My opinion is that you can go on with you ICC, but be sure to check that (a) there's a significant effect for the target of ratings (otherwise, it would mean the reliability of measurements is low), (b) no rater systematically deviates from others' ratings (this can be done graphically, or based on the residuals of your ANOVA model).
More technical details are given below.
The alternative test that is proposed is called the characteristic root test of the interaction (2,3). Consider a multiplicative interaction model of the form (here, as an effect model, that is we use parameters that summarize deviations from the grand mean):
$$\mu_{ij}=\mu + \tau_i + \beta_j + \lambda\alpha_i\gamma_j + \varepsilon_{ij}$$
with $\tau$ ($i=1,\dots,t$) the effect due to targets/items, $\beta$ ($j=1,\dots,b$) the effect of raters, $\alpha\gamma$ the interaction targets x raters, and the usual assumptions for the distribution of errors and parameters constraints. We can compute the largest characteristic root of $Z'Z$ or $ZZ'$, where $Z=z_{ij}=y_{ij}-y_{i\cdot}-y_{\cdot j}+y_{\cdot\cdot}$ is the $t \times b$ matrix of residuals from an additive model.
The test then relies on the idea of using $\lambda_1/\text{RSS}$ as a test statistic ($H_0:\, \lambda=0$) where $\lambda_1$ is the largest nonzero characteristic root of $ZZ'$ (or $Z'Z$), and RSS equals the residual sum of squares from an additive model (2).
Best Answer
The output you present is from SPSS Reliability Analysis procedure. Here you had some variables (items) which are raters or judges for you, and 17 subjects or objects which were rated. Your focus was to assess inter-rater aggreeement by means of intraclass correlation coefficient.
In the 1st example you tested p=7 raters, and in the 2nd you tested p=9.
More importantly, your two outputs differ in the respect how the raters are considered. In the 1st example, the raters are a fixed factor, which means they are the population of raters for you: you infer about only these specific raters. In the 2nd example, the raters are a random factor, which means they are a random sample of raters for you, while you want infer about the population of all possible raters which those 9 pretend to represent.
The 17 subjects that were rated constitute a random sample of population of subjects. And, since each rater rated all 17 subjects, both models are complete two-way (two-factor) models, one is fixed+random=mixed model, the other is random+random=random model.
Also, in both instances you requested to assess the consistency between raters, that is, how well their ratings correlate, - rather than to assess the absolute agreement between them - how much identical their scores are. With measuring consistency, Average measures ICC (see the tables) are identical to Cronbach's alpha. Average measures ICC tells you how reliably the/a group of p raters agree. Single measures ICC tells you how reliable is for you to use just one rater. Because, if you know the agreement is high you might choose to inquire from just one rater for that sort of task.

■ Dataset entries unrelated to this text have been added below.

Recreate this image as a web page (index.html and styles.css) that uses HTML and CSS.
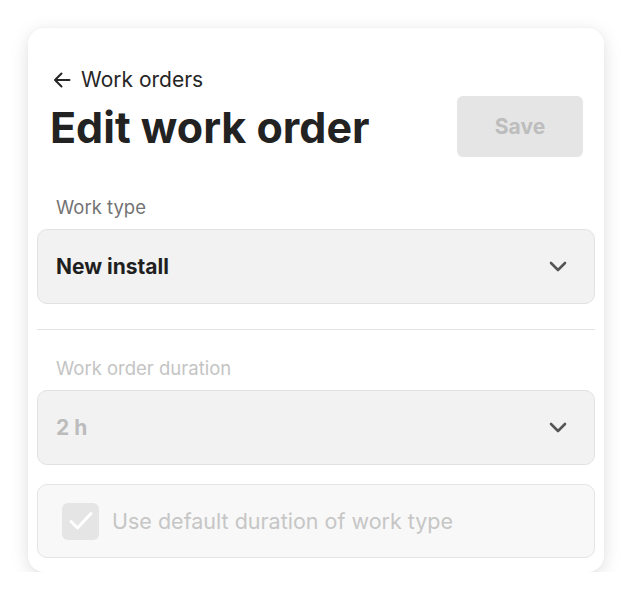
FILE: index.html
```html
<!DOCTYPE html>
<html lang="en">
<head>
<meta charset="utf-8">
<title>Edit work order</title>
<link rel="stylesheet" href="styles.css">
</head>
<body>
<div class="card">
  <header class="header">
    <a class="back" href="#">
      <svg class="back-icon" width="18" height="16" viewBox="0 0 18 16" fill="none" stroke="currentColor" stroke-width="2" stroke-linecap="round" stroke-linejoin="round"><path d="M16.5 8H2M8.5 1.5L2 8l6.5 6.5"/></svg>
      <span>Work orders</span>
    </a>
    <div class="title-row">
      <h1 class="title">Edit work order</h1>
      <button class="save" disabled>Save</button>
    </div>
  </header>

  <section class="field">
    <div class="label">Work type</div>
    <div class="select">
      <span class="value">New install</span>
      <svg class="chev" width="18" height="11" viewBox="0 0 18 11" fill="none" stroke="currentColor" stroke-width="2.6" stroke-linecap="round" stroke-linejoin="round"><path d="M2 2l7 7 7-7"/></svg>
    </div>
  </section>

  <hr class="divider">

  <section class="field disabled">
    <div class="label">Work order duration</div>
    <div class="select">
      <span class="value">2 h</span>
      <svg class="chev" width="18" height="11" viewBox="0 0 18 11" fill="none" stroke="currentColor" stroke-width="2.6" stroke-linecap="round" stroke-linejoin="round"><path d="M2 2l7 7 7-7"/></svg>
    </div>
    <label class="check-row">
      <span class="checkbox">
        <svg width="26" height="22" viewBox="0 0 26 22" fill="none" stroke="#fff" stroke-width="3" stroke-linecap="round" stroke-linejoin="round"><path d="M3 11.5l6.5 6.5L23 3.5"/></svg>
      </span>
      <span class="check-text">Use default duration of work type</span>
    </label>
  </section>
</div>
</body>
</html>
```

FILE: styles.css
```css
* { box-sizing: border-box; }

html, body {
  margin: 0;
  padding: 0;
  background: #ffffff;
}

body {
  font-family: Inter, "Noto Sans", "Liberation Sans", sans-serif;
  color: #252525;
  padding: 28px 28px 0 28px;
}

.card {
  width: 576px;
  height: 544px;
  background: #ffffff;
  border-radius: 16px;
  box-shadow: 0 4px 18px rgba(0, 0, 0, 0.13), 0 0 2px rgba(0, 0, 0, 0.04);
  padding: 40px 9px 15px 9px;
}

.header {
  padding: 0 12px 0 13px;
}

.back {
  display: flex;
  align-items: center;
  gap: 10px;
  height: 24px;
  font-size: 21px;
  line-height: 24px;
  color: #262626;
  text-decoration: none;
  padding-left: 3px;
}

.back-icon {
  display: block;
}

.title-row {
  display: flex;
  align-items: center;
  justify-content: space-between;
  margin-top: 4px;
}

.title {
  margin: 0;
  font-size: 43px;
  font-weight: 700;
  line-height: 52px;
  color: #222222;
}

.save {
  width: 126px;
  height: 61px;
  border: none;
  border-radius: 6px;
  background: #e5e5e5;
  color: #bdbdbd;
  font-family: inherit;
  font-size: 21px;
  font-weight: 700;
}

.field {
  display: flex;
  flex-direction: column;
}

.header + .field {
  margin-top: 38px;
}

.label {
  font-size: 18.5px;
  line-height: 24px;
  color: #737373;
  padding-left: 19px;
  margin-bottom: 10px;
}

.select {
  height: 75px;
  border: 1px solid #e2e2e2;
  border-radius: 10px;
  background: #f2f2f2;
  display: flex;
  align-items: center;
  justify-content: space-between;
  padding: 0 27px 0 18px;
}

.value {
  font-size: 21px;
  font-weight: 700;
  color: #1f1f1f;
}

.chev {
  display: block;
  color: #555555;
}

.divider {
  border: none;
  border-top: 1px solid #e3e3e3;
  margin: 25px 0 26px 0;
}

.disabled .label {
  color: #c4c4c4;
}

.disabled .value {
  color: #bcbcbc;
}

.check-row {
  margin-top: 19px;
  height: 74px;
  border: 1px solid #e4e4e4;
  border-radius: 10px;
  background: #f8f8f8;
  display: flex;
  align-items: center;
  gap: 13px;
  padding: 0 24px;
}

.checkbox {
  width: 37px;
  height: 37px;
  border-radius: 6px;
  background: #e5e5e5;
  display: flex;
  align-items: center;
  justify-content: center;
}

.check-text {
  font-size: 21.5px;
  color: #c6c6c6;
}
```
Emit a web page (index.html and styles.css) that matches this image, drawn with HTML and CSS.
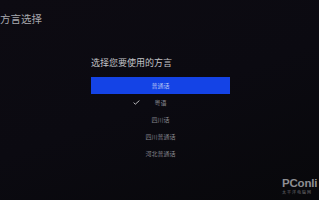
FILE: index.html
```html
<!DOCTYPE html>
<html lang="zh">
<head>
<meta charset="utf-8">
<link rel="stylesheet" href="styles.css">
</head>
<body>
<div class="page">
  <div class="title">方言选择</div>
  <div class="panel">
    <div class="heading">选择您要使用的方言</div>
    <div class="option selected">普通话</div>
    <div class="option checked">
      <svg class="check" width="7" height="5" viewBox="0 0 7 5"><polyline points="0.6,2.6 2.3,4.2 6.4,0.6" fill="none" stroke="#b8b8bc" stroke-width="1"/></svg>
      粤语
    </div>
    <div class="option">四川话</div>
    <div class="option">四川普通话</div>
    <div class="option">河北普通话</div>
  </div>
  <div class="watermark">
    <div class="wm-logo">PConli</div>
    <div class="wm-sub">太平洋电脑网</div>
  </div>
</div>
</body>
</html>
```

FILE: styles.css
```css
html, body {
  margin: 0;
  padding: 0;
}
body {
  width: 319px;
  height: 200px;
  overflow: hidden;
  background: #0b0a10;
  font-family: "Noto Sans CJK SC", "Noto Sans", sans-serif;
}
.page {
  position: relative;
  width: 319px;
  height: 200px;
  padding-top: 12px;
  box-sizing: border-box;
  background: linear-gradient(160deg, #0d0b12 0%, #0b0a11 50%, #08080b 100%);
}
.title {
  margin-left: 0;
  height: 13px;
  line-height: 13px;
  font-size: 10.5px;
  color: #a8a8ae;
}
.panel {
  margin-top: 33px;
  margin-left: 91px;
  width: 139px;
}
.heading {
  height: 10px;
  line-height: 10px;
  font-size: 9px;
  color: #c4c4c8;
  margin-bottom: 9px;
}
.option {
  position: relative;
  height: 17px;
  line-height: 17px;
  font-size: 6px;
  text-align: center;
  color: #86868e;
}
.option.selected {
  background: #1443e6;
  color: #b8c4f4;
}
.check {
  position: absolute;
  left: 42px;
  top: 6px;
}
.watermark {
  position: absolute;
  left: 282px;
  top: 177px;
  color: #8e8e92;
}
.wm-logo {
  font-family: "Liberation Sans", Arial, sans-serif;
  font-weight: bold;
  font-size: 11.5px;
  line-height: 12px;
  letter-spacing: -0.2px;
  white-space: nowrap;
}
.wm-sub {
  font-size: 4px;
  line-height: 6px;
  letter-spacing: 1px;
  white-space: nowrap;
  color: #6e6e72;
}
```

If you tested the same number of the same raters (and the same subjects) under both models you'd see that the estimates in the table are the same under both models. However, as I've said, the interpretation differs in that you can generalize the conclusion about the agreement onto the whole population of raters only with two-way random model. You can see also a footnote saying that the mixed model assumes there is no rater-subject interaction; to put clearer, it means that the raters lack individual partialities to subjects' characteristics not relevant to the rated task (e.g. to hair colour of an examenee).
SPSS Reliability Analysis procedure assumes additivity of scores (which logically implies interval or dichotomous but not ordinal level of data) and bivariate normality between items/raters. However, F test is quite robust.